- Theatrical release poster
- Directed by: A. Bhimsingh
- Written by: Jayakanthan
- Based on: Karunaiyinal Alla by Jayakanthan
- Produced by: Vasantha Baalaiyya
- Starring: Srikanth Vijayakumar K. R. Vijaya Jaya
- Edited by: Paul Duraisingam
- Music by: Shankar–Ganesh
- Production company: M. S. V. Movies
- Release date: 29 September 1978;
- Running time: 114 minutes
- Country: India
- Language: Tamil

= Karunai Ullam =

Karunai Ullam is a 1978 Tamil-language film written by Jayakanthan and directed by A. Bhimsingh. The film stars Srikanth and K. R. Vijaya. It is based on Jayakanthan's novel Karunaiyinal Alla. The film was released on 29 September 1978.

== Plot ==

A lone middle-aged woman, Gauri, meets Mudaliar, another middle-aged man in the house of her boss. She also comes across her old lover, whom she did not marry in respect for her mother's words. Her old lover comes in search of her and asks her to marry him as his ailing wife is dying.
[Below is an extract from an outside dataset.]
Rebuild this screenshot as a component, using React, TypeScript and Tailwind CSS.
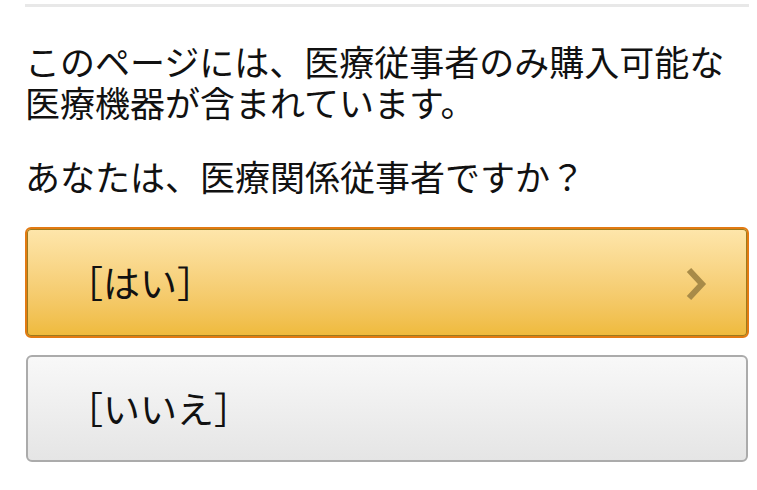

She refuses but decides to marry Mudaliar, to fill the gap, she feels in her life.

== Cast ==
- Srikanth
- K. R. Vijaya
- Vijayakumar
- Jaya Guhanathan
- Suman

== Production ==
Karunai Ullam was produced by M. S. V. Movies, and was the last film directed by A. Bhimsingh to release.

== Reception ==
Naagai Dharuman of Anna praised the acting of cast and Bhimsingh's direction. Sreekanth received Tamil Nadu State Film Award for Best Actor for his performance in the film.